Taraflar anılan mahkeme kararının hukuka aykırı olduğunu ileri sürerek temyizen incelenerek bozulmasını istemektedirler.
Temyize konu mahkeme kararının manevi tazminata hükmedilmesine ilişkin kısmında bozulmasını gerektirecek bir husus bulunmayıp tarafların buna yönelik temyiz istemleri yerinde görülmemiştir.
Mahkeme kararının hükmedilen manevi tazminata yasal faiz yürütülmesi isteminin reddine ilişkin kısmına gelince;
Manevi tazminat, patrimuanda meydana gelen bir eksilmeyi karşılamaya yönelik bir tazmin aracı olmayıp, manevi tatmin aracıdır. Başka türlü giderim yollarının bulunmayışı veya yetersiz kalışı, manevi tazminatın parasal olarak belirlenmesini zorunlu hale getirmektedir.
Manevi tazminata hükmedilmesi için kişinin fizik yapısını zedeleyen, yaşama ve kazanma gücünün azalması sonucunu doğuran olayların meydana gelmesi ve idarenin hukuka aykırı bir işlem veya eylemi sonucunda ağır bir elem ve üzüntünün duyulmuş olması veya şeref ve haysiyetinin rencide edilmiş bulunması gerekir.
Manevi zararın tazminine hükmedilirken ilgililerin sosyal ve ekonomik durumu dikkate alınarak olay nedeniyle duyduğu elem ve ızdırabın kısmen giderilmesini ifade edecek, idarenin hukuka aykırılığının ağırlığını ortaya koyacak ve hukuka aykırılığı özendirmeyecek bir miktarın belirlenmesi gerekmektedir.
Manevi tazminatın yukarıda belirtilen özellikleri dikkate alındığında manevi zararın telafisi için hükmedilecek miktara idareye başvuru tarihinden itibaren 3095 sayılı Kanuni Faiz ve Temerrüt Faizine İlişkin Kanun uyarınca faiz yürütülmesini gerekli kılmaktadır.
Bu durumda mahkeme kararının hükmedilen manevi tazminata yasal faiz uygulanması isteminin reddine ilişkin kısmında hukuki isabet görülmemiştir.

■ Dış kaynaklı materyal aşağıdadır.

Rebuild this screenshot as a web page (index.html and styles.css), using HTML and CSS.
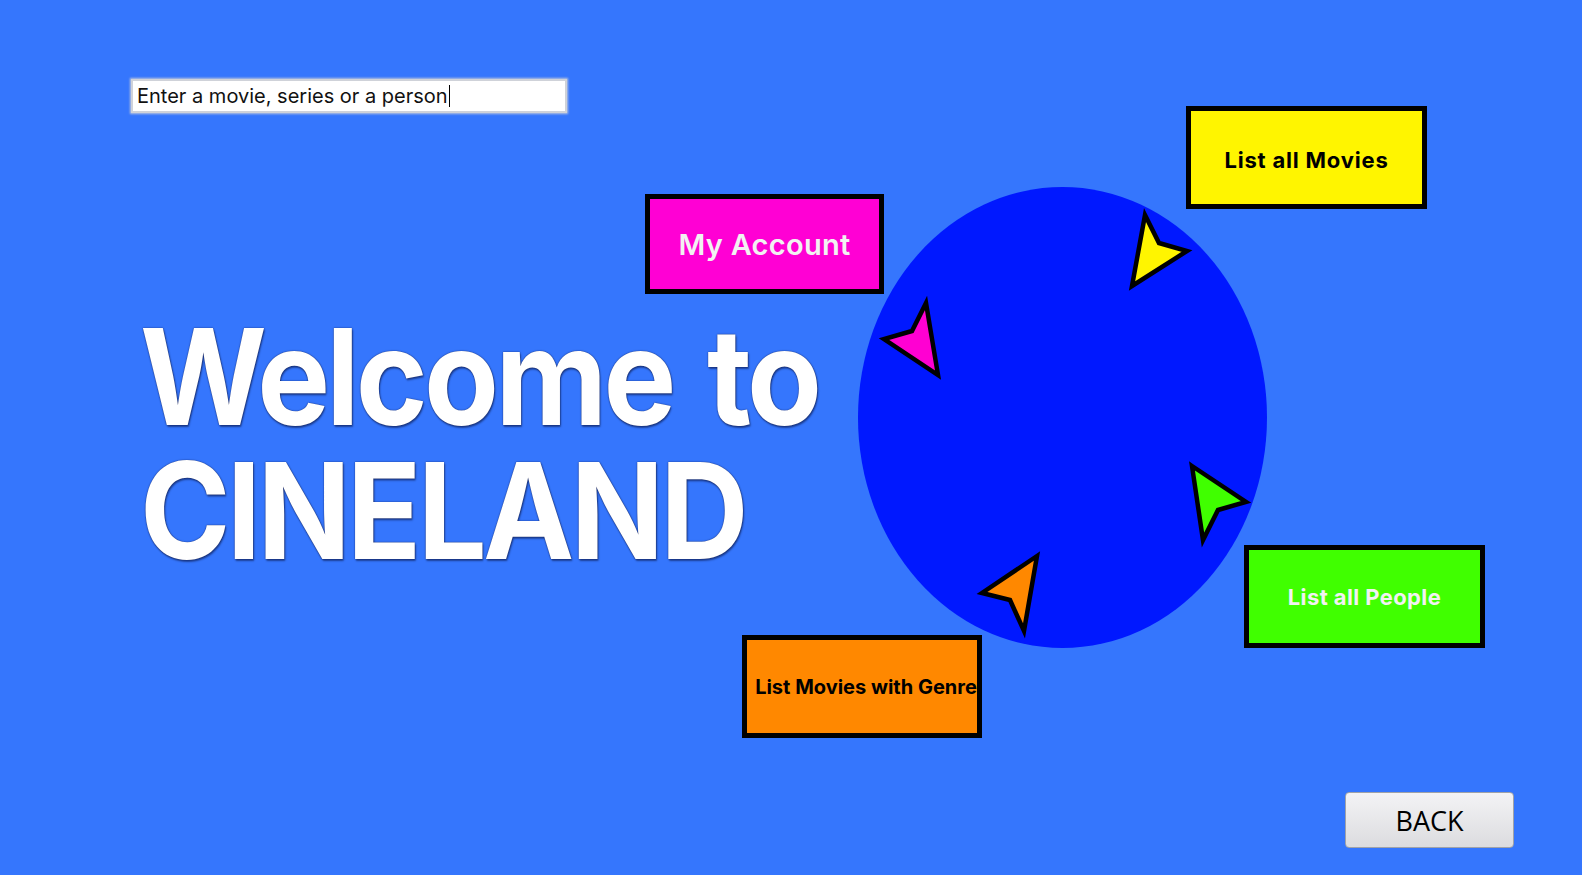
FILE: index.html
```html
<!DOCTYPE html>
<html lang="en">
<head>
<meta charset="utf-8">
<title>CINELAND</title>
<link rel="stylesheet" href="styles.css">
</head>
<body>
<main class="stage">
  <section class="intro">
    <div class="search"><span class="search-text">Enter a movie, series or a person</span><span class="caret"></span></div>
    <h1 class="title">Welcome to<br>CINELAND</h1>
  </section>

  <div class="hub">
    <div class="disc"></div>
    <svg class="pointers" width="1582" height="875" viewBox="0 0 1582 875">
      <polygon class="ptr ptr-yellow" points="1145,215 1159,243 1187,251 1132,286"/>
      <polygon class="ptr ptr-magenta" points="926,303 912,331 884,339 938,375"/>
      <polygon class="ptr ptr-green" points="1192,466 1246,502 1218,510 1203,540"/>
      <polygon class="ptr ptr-orange" points="1037,556 982,593 1010,600 1024,631"/>
    </svg>
    <button class="tile tile-account">My Account</button>
    <button class="tile tile-movies">List all Movies</button>
    <button class="tile tile-people">List all People</button>
    <button class="tile tile-genre">List Movies with Genre</button>
  </div>

  <button class="back">BACK</button>
</main>
</body>
</html>
```

FILE: styles.css
```css
html, body {
  margin: 0;
  padding: 0;
}

body {
  background: #3576fd;
  font-family: Inter, "Noto Sans", sans-serif;
}

.stage {
  position: relative;
  width: 1582px;
  height: 875px;
  overflow: hidden;
}

.intro {
  padding: 79px 0 0 131px;
  display: flex;
  flex-direction: column;
  align-items: flex-start;
}

.search {
  box-sizing: border-box;
  width: 436px;
  height: 34px;
  background: #ffffff;
  border: 2px solid #cfd2d9;
  box-shadow: 0 0 2px 1px rgba(200, 205, 218, 0.9);
  display: flex;
  align-items: center;
  padding-left: 4px;
  font-family: Inter, sans-serif;
  font-size: 20px;
  color: #111;
}

.caret {
  display: inline-block;
  width: 1px;
  height: 22px;
  background: #000;
  margin-left: 1px;
}

.title {
  margin: 196px 0 0 9px;
  font-family: Inter, sans-serif;
  font-weight: 700;
  font-size: 132px;
  line-height: 132px;
  letter-spacing: -4px;
  word-spacing: 10px;
  color: #ffffff;
  transform: scale(0.927, 1.015);
  transform-origin: left top;
  text-shadow: 0 0 1.5px rgba(0, 0, 40, 0.85), 1px 2px 2px rgba(0, 0, 30, 0.45);
}

.hub {
  position: absolute;
  inset: 0;
  pointer-events: none;
}

.disc {
  position: absolute;
  left: 858px;
  top: 187px;
  width: 409px;
  height: 461px;
  border-radius: 50%;
  background: #0018ff;
}

.pointers {
  position: absolute;
  left: 0;
  top: 0;
}

.ptr {
  stroke: #000;
  stroke-width: 4.5;
  stroke-linejoin: miter;
}
.ptr-yellow { fill: #fff500; }
.ptr-magenta { fill: #ff00d2; }
.ptr-green { fill: #40ff00; }
.ptr-orange { fill: #ff8800; }

.tile {
  position: absolute;
  box-sizing: border-box;
  width: 241px;
  height: 103px;
  border: 5px solid #000;
  display: flex;
  align-items: center;
  justify-content: center;
  padding: 0;
  font-family: Inter, sans-serif;
  font-weight: 700;
  font-size: 22px;
  letter-spacing: 0.8px;
  white-space: nowrap;
  color: #000;
}

.tile-account {
  left: 645px;
  top: 194px;
  width: 239px;
  height: 100px;
  background: #ff00d4;
  color: #f2f2f2;
  font-weight: 600;
  font-size: 29px;
  letter-spacing: 0.3px;
}

.tile-movies {
  left: 1186px;
  top: 106px;
  padding-top: 4px;
  background: #fff500;
}

.tile-people {
  left: 1244px;
  top: 545px;
  background: #40ff00;
  color: #f2f2f2;
  letter-spacing: 0.4px;
}

.tile-genre {
  left: 742px;
  top: 635px;
  width: 240px;
  padding-left: 8px;
  background: #ff8800;
  font-size: 20px;
  letter-spacing: 0;
}

.back {
  position: absolute;
  left: 1345px;
  top: 792px;
  width: 169px;
  height: 56px;
  box-sizing: border-box;
  border: 1px solid #9fa2a8;
  border-radius: 4px;
  background: linear-gradient(#f3f3f5, #dcdcdf);
  font-family: "Open Sans", sans-serif;
  font-size: 27px;
  color: #000;
  padding: 0;
}
```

Açıklanan nedenlerle davalı idare temyiz isteminin reddine, davacılar temyiz isteminin kısmen kabulüne … İdare Mahkemesinin … tarih ve E:…, K:… sayılı kararının toplam … (…) lira manevi tazminata hükmedilmesine ilişkin kısmının onanmasına, hükmedilen manevi tazminata yasal faiz uygulanması isteminin reddine ilişkin kısmının bozulmasına, dosyanın bozulan kısım hakkında yeniden bir karar verilmek üzere anılan İdare Mahkemesine gönderilmesine 25.3.2003 tarihinde oybirliğiyle karar verildi.